Where non-entrepreneurs need to send out 5 applications to get a call back on a software engineering position, entrepreneurs have to submit 8 applications to get the same result, according to a study that sent fictitious resumes to 2,400 real U.S. job postings. The call back penalty for entrepreneurs versus non-entrepreneurs is similar for HR and marketing positions, a different study showed, using similar methods.

1. Work With Recruiters Who Are Ex-entrepreneurs

Recruiters who have been in your shoes don’t penalize entrepreneurial experience. Neither do recruiters who have entrepreneurial aspirations, studies conducted independently in the U.S. and in China find. Presumably, people are more familiar and confident with the skills business founders bring to the table when they can relate to that experience.

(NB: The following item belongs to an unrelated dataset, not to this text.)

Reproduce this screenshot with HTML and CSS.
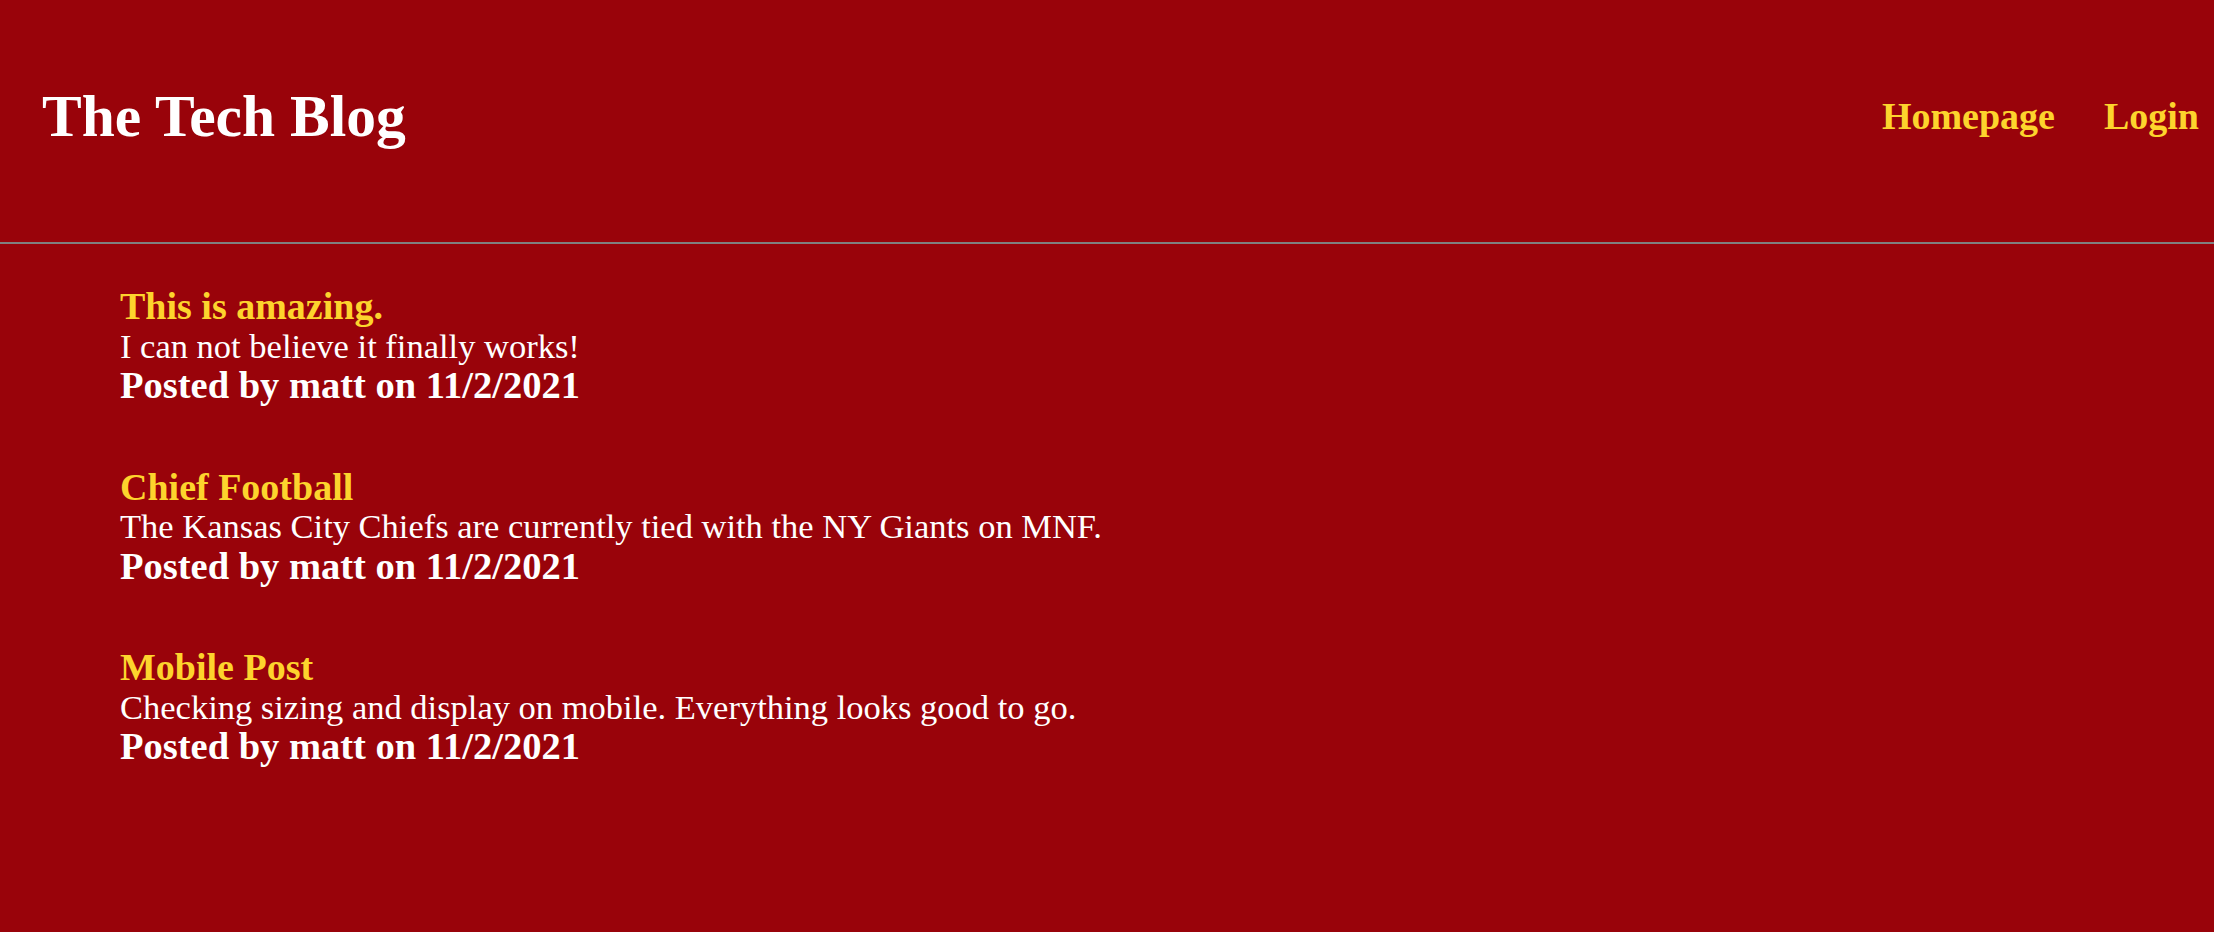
FILE: index.html
```html
<!DOCTYPE html>
<html lang="en">
<head>
<meta charset="utf-8">
<title>The Tech Blog</title>
<link rel="stylesheet" href="styles.css">
</head>
<body>
<header class="site-header">
  <h1 class="brand">The Tech Blog</h1>
  <nav class="nav">
    <a class="nav-link" href="#">Homepage</a>
    <a class="nav-link" href="#">Login</a>
  </nav>
</header>
<main class="posts">
  <article class="post">
    <a class="post-title" href="#">This is amazing.</a>
    <p class="post-body">I can not believe it finally works!</p>
    <p class="post-meta">Posted by matt on 11/2/2021</p>
  </article>
  <article class="post">
    <a class="post-title" href="#">Chief Football</a>
    <p class="post-body">The Kansas City Chiefs are currently tied with the NY Giants on MNF.</p>
    <p class="post-meta">Posted by matt on 11/2/2021</p>
  </article>
  <article class="post">
    <a class="post-title" href="#">Mobile Post</a>
    <p class="post-body">Checking sizing and display on mobile. Everything looks good to go.</p>
    <p class="post-meta">Posted by matt on 11/2/2021</p>
  </article>
</main>
</body>
</html>
```

FILE: styles.css
```css
html, body {
  margin: 0;
  padding: 0;
}

body {
  background: #99030a;
  color: #ffffff;
  font-family: "Liberation Serif", "Times New Roman", serif;
  min-height: 932px;
}

.site-header {
  display: flex;
  justify-content: space-between;
  align-items: center;
  height: 232px;
  padding: 0 15px 10px 42px;
  border-bottom: 2px solid #808080;
}

.brand {
  margin: 0;
  font-size: 59.5px;
  line-height: 59px;
  font-weight: bold;
  color: #ffffff;
}

.nav {
  display: flex;
  gap: 49px;
}

.nav-link {
  font-size: 38px;
  line-height: 38px;
  font-weight: bold;
  color: #fdd42d;
  text-decoration: none;
}

.posts {
  display: flex;
  flex-direction: column;
  gap: 62px;
  padding: 43px 0 0 120px;
}

.post {
  display: flex;
  flex-direction: column;
  align-items: flex-start;
}

.post-title {
  font-size: 38px;
  line-height: 39.5px;
  font-weight: bold;
  color: #fdd42d;
  text-decoration: none;
}

.post-body {
  margin: 0;
  font-size: 34.5px;
  line-height: 39.5px;
}

.post-meta {
  margin: 0;
  font-size: 38.5px;
  line-height: 39.5px;
  font-weight: bold;
}
```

2. Seek Jobs Requiring Entrepreneurial Skills

Recruiters are more likely to see a potential fit for those jobs requiring autonomy, proactivity, and innovativeness. In fact, for some positions – like business development officer – recruiters prefer entrepreneurs over people with regular work experience, the Texas State University and Auburn University study finds.

3. Turn Your Venture Exit Into A Selling Point

Applicants who highlight the skills and knowledge gained from a successful venture exit get higher endorsements from recruiters, Texas State University and Auburn University researchers find in a different study. They speculate that entrepreneurs who can translate their experiences into applicable corporate skills help assuage recruiters’ concerns about fit.

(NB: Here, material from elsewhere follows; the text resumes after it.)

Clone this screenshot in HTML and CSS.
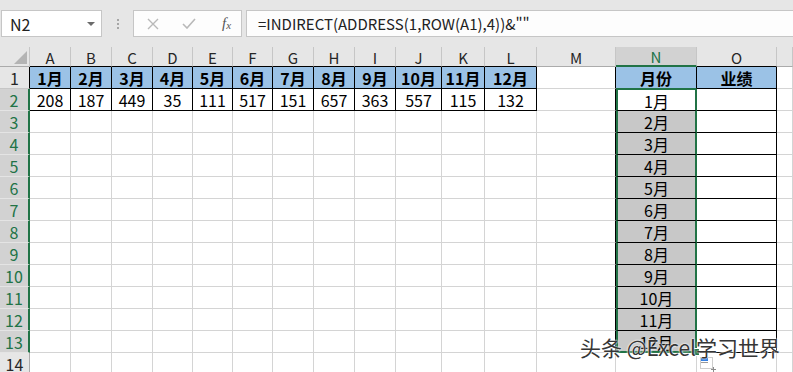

4. Show Evidence Of Teamwork, Direction-Following

Recruiters worry that ex-entrepreneurs will have a difficult time in corporate roles where they need to follow – rather than set – direction. Clearly, any evidence of being able to take direction and ceding authority should be particularly helpful in assuaging recruiters on this point. Similarly, demonstrating the ability to work as a team and openness to others’ ideas could temper the belief that entrepreneurs are solo players, who look only after themselves.

5. Highlight The Job’s Fit With Your Passion

Companies seek candidates who demonstrate long-term commitment to the organization. Entrepreneurs don’t naturally fit that ideal – recruiters tend to assume they will prioritize their personal projects and passions over the company’s needs, view the role as a temporary gap filler, and soon look elsewhere for new challenges. Seeking and emphasizing commonalities with the company’s values, projects, and goals may help counter these biases.

For entrepreneurs interested in a corporate career, incorporating these strategies into your approach can significantly enhance prospects when transitioning from entrepreneurship to a corporate career. Leveraging recruiters with entrepreneurial backgrounds, showcasing skills, emphasizing the learnings from the entrepreneurial experience, and aligning passion with the company’s values, can help to address recruiters’ concerns in the corporate landscape.